Writing for Children

Yesterday, I went to a lecture on children’s books, organized by the local chapter of IBBY (http://www.ibby.org/) and the national museum for children’s books. It’s a yearly lecture, in which a locally famous author of children’s books  is given the opportunity to speak on something they greatly care about.

Most of my work is for adults, some for young adults, and rarely I write something intended for children. But academically, I am fascinated by books and stories targeting children. So even though I tend to feel like I am the only person that does not know everyone else in the room, I tend to attend this lecture almost every year. The lecture tends to be funny, interesting and it tends to make me think.
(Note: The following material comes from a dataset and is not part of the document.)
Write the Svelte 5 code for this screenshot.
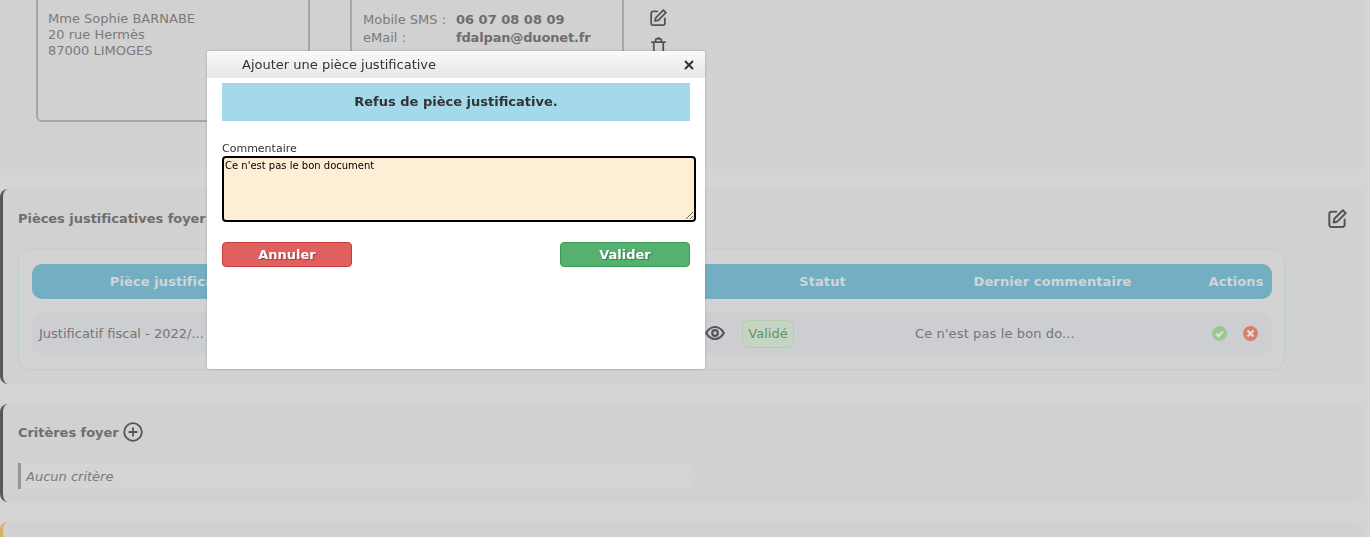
<script>
  const headers = ['Pièce justificative', '', 'Statut', 'Dernier commentaire', 'Actions'];
</script>

<div class="page">
  <section class="card first">
    <div class="address">
      <div>Mme Sophie BARNABE</div>
      <div>20 rue Hermès</div>
      <div>87000 LIMOGES</div>
    </div>
    <div class="contact">
      <div class="line"><span class="key">Mobile SMS :</span><b>06 07 08 08 09</b></div>
      <div class="line"><span class="key">eMail :</span><b class="mail">fdalpan@duonet.fr</b></div>
    </div>
    <div class="tools">
      <svg class="ico" viewBox="1 1 17.500 18"><path d="M8.500 3.500H4a2 2 0 0 0-2 2V16a2 2 0 0 0 2 2h10.500a2 2 0 0 0 2-2v-5M14.800 2.200l2.700 2.700L9.500 13l-3.400.7.700-3.400z"/></svg>
      <svg class="ico trash" viewBox="1 1 18 18"><path d="M3 6.500h14M5 6.500V17a1.500 1.500 0 0 0 1.500 1.500h7A1.500 1.500 0 0 0 15 17V6.500M7 6.500V4a1 1 0 0 1 1-1h4a1 1 0 0 1 1 1v2.500M10 1.500V3"/></svg>
    </div>
  </section>

  <section class="card dark">
    <div class="card-head">
      <h2>Pièces justificatives foyer</h2>
      <svg class="ico big" viewBox="1 1 17.500 18"><path d="M8.500 3.500H4a2 2 0 0 0-2 2V16a2 2 0 0 0 2 2h10.500a2 2 0 0 0 2-2v-5M14.800 2.200l2.700 2.700L9.500 13l-3.400.7.700-3.400z"/></svg>
    </div>
    <div class="table">
      <div class="grid thead">
        {#each headers as h}<span>{h}</span>{/each}
      </div>
      <div class="grid row">
        <span class="doc">Justificatif fiscal - 2022/...</span>
        <span class="view">
          <svg class="eye" viewBox="0 0 20 20"><path d="M1.200 10c2.200-4 5.200-6 8.800-6s6.600 2 8.800 6c-2.200 4-5.200 6-8.800 6s-6.600-2-8.800-6z"/><circle cx="10" cy="10" r="2.800"/></svg>
        </span>
        <span class="status"><span class="badge">Validé</span></span>
        <span class="comment">Ce n'est pas le bon do...</span>
        <span class="actions">
          <svg class="act" viewBox="0 0 16 16"><circle cx="8" cy="8" r="8" fill="#9cc794"/><path d="M4.300 8.300l2.500 2.500 4.900-5" fill="none" stroke="#d9e4d6" stroke-width="2.400"/></svg>
          <svg class="act" viewBox="0 0 16 16"><circle cx="8" cy="8" r="8" fill="#db7d68"/><path d="M4.800 4.800l6.400 6.400M11.200 4.800l-6.400 6.400" fill="none" stroke="#ecdcd8" stroke-width="2.400"/></svg>
        </span>
      </div>
    </div>
  </section>

  <section class="card dark third">
    <div class="crit-head">
      <h2>Critères foyer</h2>
      <svg class="plus" viewBox="0 0 20 20"><circle cx="10" cy="10" r="8.800"/><path d="M10 5.500v9M5.500 10h9"/></svg>
    </div>
    <div class="none">Aucun critère</div>
  </section>

  <section class="card yellow"></section>
</div>

<div class="modal">
  <header class="modal-head">
    <span>Ajouter une pièce justificative</span>
    <svg class="close" viewBox="0 0 10 10"><path d="M1 1l8 8M9 1l-8 8"/></svg>
  </header>
  <div class="modal-body">
    <div class="banner">Refus de pièce justificative.</div>
    <label class="field">
      <span>Commentaire</span>
      <textarea readonly>Ce n'est pas le bon document</textarea>
    </label>
    <div class="buttons">
      <button class="btn red">Annuler</button>
      <button class="btn green">Valider</button>
    </div>
  </div>
</div>

<style>
  :global(body) {
    margin: 0;
    background: #d4d4d4;
    font-family: "DejaVu Sans", Verdana, sans-serif;
    overflow: hidden;
  }
  .page {
    height: 537px;
    overflow: hidden;
    display: flex;
    flex-direction: column;
    gap: 20px;
    padding-right: 6px;
    box-sizing: border-box;
  }
  .card {
    background: #d1d1d1;
    border-radius: 8px;
    flex: none;
    box-sizing: border-box;
  }
  .first {
    height: 209px;
    margin-top: -40px;
    padding-left: 36px;
    display: flex;
    gap: 40px;
    flex: none;
  }
  .address, .contact {
    width: 274px;
    height: 162px;
    box-sizing: border-box;
    border: 2px solid #a6a6a6;
    border-radius: 6px;
    color: #7a7a7a;
    font-size: 13px;
    line-height: 16px;
  }
  .address { padding: 49px 10px 0; }
  .contact { padding: 49px 10px 0 11px; line-height: 18px; }
  .line { display: flex; }
  .key { width: 93px; flex: none; }
  .line b { font-size: 13px; color: #6e6e6e; }
  .line .mail { letter-spacing: -.17px; }
  .tools {
    display: flex;
    flex-direction: column;
    gap: 11px;
    padding-top: 49px;
    margin-left: -14px;
  }
  .ico {
    width: 17px;
    height: 17px;
    fill: none;
    stroke: #555;
    stroke-width: 1.900;
    stroke-linejoin: round;
    stroke-linecap: round;
  }
  .big { width: 19px; height: 19px; }
  .dark { border-left: 3px solid #575757; }
  .card-head {
    height: 58px;
    display: flex;
    align-items: center;
    justify-content: space-between;
    padding: 0 17px 0 15px;
  }
  h2 {
    margin: 0;
    font-size: 13px;
    font-weight: 700;
    color: #6f6f6f;
    letter-spacing: -.04px;
  }
  .card.dark:not(.third) { height: 195px; }
  .table {
    margin: 2px 0 0 15px;
    width: 1267px;
    height: 121px;
    box-sizing: border-box;
    border: 1px solid #bccdd5;
    border-radius: 12px;
    background: #d3d3d3;
    padding: 14px 12px 0 13px;
  }
  .grid {
    display: grid;
    grid-template-columns: 288px 420px 165px 295px 72px;
    align-items: center;
    border-radius: 10px;
  }
  .thead {
    height: 35px;
    background: #74aec2;
    color: #cfd6d8;
    font-weight: 700;
    font-size: 13px;
    letter-spacing: .1px;
    text-align: center;
  }
  .row {
    margin-top: 13px;
    height: 43px;
    background: #cdced1;
    color: #757575;
    font-size: 13px;
  }
  .doc { padding-left: 7px; white-space: nowrap; overflow: hidden; }
  .view { display: flex; justify-content: flex-end; padding: 0 15px 2px 0; }
  .eye {
    width: 20px;
    height: 20px;
    fill: none;
    stroke: #555;
    stroke-width: 2.200;
  }
  .status { padding-left: 2px; }
  .badge {
    display: inline-block;
    width: 52px;
    height: 28px;
    box-sizing: border-box;
    border: 1px solid #b5cbb0;
    border-radius: 7px;
    background: #c6d5c3;
    color: #5d9467;
    text-align: center;
    line-height: 26px;
  }
  .comment { padding-left: 10px; letter-spacing: .12px; }
  .actions { display: flex; gap: 16px; padding-left: 12px; }
  .act { width: 15px; height: 15px; }
  .third { height: 98px; padding-left: 15px; }
  .crit-head {
    height: 56px;
    display: flex;
    align-items: center;
    gap: 4px;
  }
  .plus {
    width: 20px;
    height: 20px;
    fill: none;
    stroke: #555;
    stroke-width: 1.800;
  }
  .none {
    width: 678px;
    height: 26px;
    margin-top: 3px;
    box-sizing: border-box;
    border-left: 3px solid #979797;
    border-radius: 0 13px 13px 0;
    background: #d4d4d4;
    padding-left: 5px;
    font-size: 13px;
    font-style: italic;
    line-height: 28px;
    color: #7a7a7a;
  }
  .yellow { height: 30px; border-left: 3px solid #d9ae5c; }

  .modal {
    position: fixed;
    left: 207px;
    top: 51px;
    width: 498px;
    height: 318px;
    background: #fff;
    border-radius: 3px;
    box-shadow: 0 0 3px rgba(0, 0, 0, .2);
  }
  .modal-head {
    height: 27px;
    background: linear-gradient(#fafafa, #e6e6e6);
    border-radius: 3px 3px 0 0;
    display: flex;
    align-items: center;
    justify-content: space-between;
    padding: 0 11px 0 35px;
    font-size: 13px;
    color: #333;
  }
  .close {
    width: 10px;
    height: 10px;
    fill: none;
    stroke: #333;
    stroke-width: 2;
  }
  .modal-body { padding: 5px 15px 0; }
  .banner {
    height: 38px;
    background: #a4d9ec;
    font-size: 13px;
    font-weight: 700;
    line-height: 38px;
    text-align: center;
    color: #333;
  }
  .field {
    display: block;
    margin-top: 21px;
    font-size: 11px;
    line-height: 14px;
    color: #333;
  }
  .field span { display: block; }
  textarea {
    display: block;
    box-sizing: border-box;
    width: 474px;
    height: 66px;
    margin: 0;
    padding: 1px;
    background: #ffeed6;
    border: 2px solid #000;
    border-radius: 4px;
    outline: none;
    font-family: inherit;
    font-size: 10px;
    line-height: 13px;
    color: #000;
  }
  .buttons {
    display: flex;
    justify-content: space-between;
    margin-top: 20px;
    width: 468px;
  }
  .btn {
    width: 130px;
    height: 25px;
    padding: 0;
    border-radius: 4px;
    font-family: inherit;
    font-size: 13px;
    font-weight: 700;
    color: #fff;
    text-shadow: 1px 1px 1px rgba(0, 0, 0, .35);
  }
  .red { background: #e06060; border: 1px solid #c93c3c; }
  .green { background: #56b170; border: 1px solid #3a9d55; }
</style>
This year’s lecture was no exception.

This year, the author spoke about the role of children and those that work for children in our society. She argued that children are not being taken serious enough, and by extension, people that work for children aren’t either. People blog on the negatives of baby’s, without paying attention to the positives, and tend to wave off things that are mayor discoveries for children as things that are given, because they already know them. A lot of people have forgotten what is was like to be a child. Because of all this, a lot of people do not see the value in working for children. They think it is easier, and less important. And this is a shame, since today’s children are tomorrows adults, and they can’t be successful adults without learning and exploring today. And working for children isn’t easier, it tends to require a similar skill set working for adults does, only it gives you less status and generally lower pay.

This is also true for writing. Writing for adults is allocated much more importance, while the skill set in writing for children is not that different of the skill set required to write for adults. Writers of children’s books, she indicated, are often asked why they write for children. As if it’s a strange choice to make.

Now this is not new information. I have known this pretty much since I first went to college, well over a decade and a half ago. It’s good to stand still and think about it every now and again, though.

In the end, to me, children are probably more important than adults, since they are quite literally our future. The lecture did make me look long and hard at my own behavior. As a mom of a young baby, talking about poo-explosions and vomit comes naturally, especially with a slightly wry humorous note. So does pausing at the marvels of a young being, though. The mesmerizing moments of acquiring and mastering something new. And I make sure I share both sides with those closest to me. But I must mind the balance. My baby is not a burden. To me, she is a gift, someone I get to show the world to. The stories I tell her matter, the books I read with her are important. Probably even more important than the stories I share with other adults.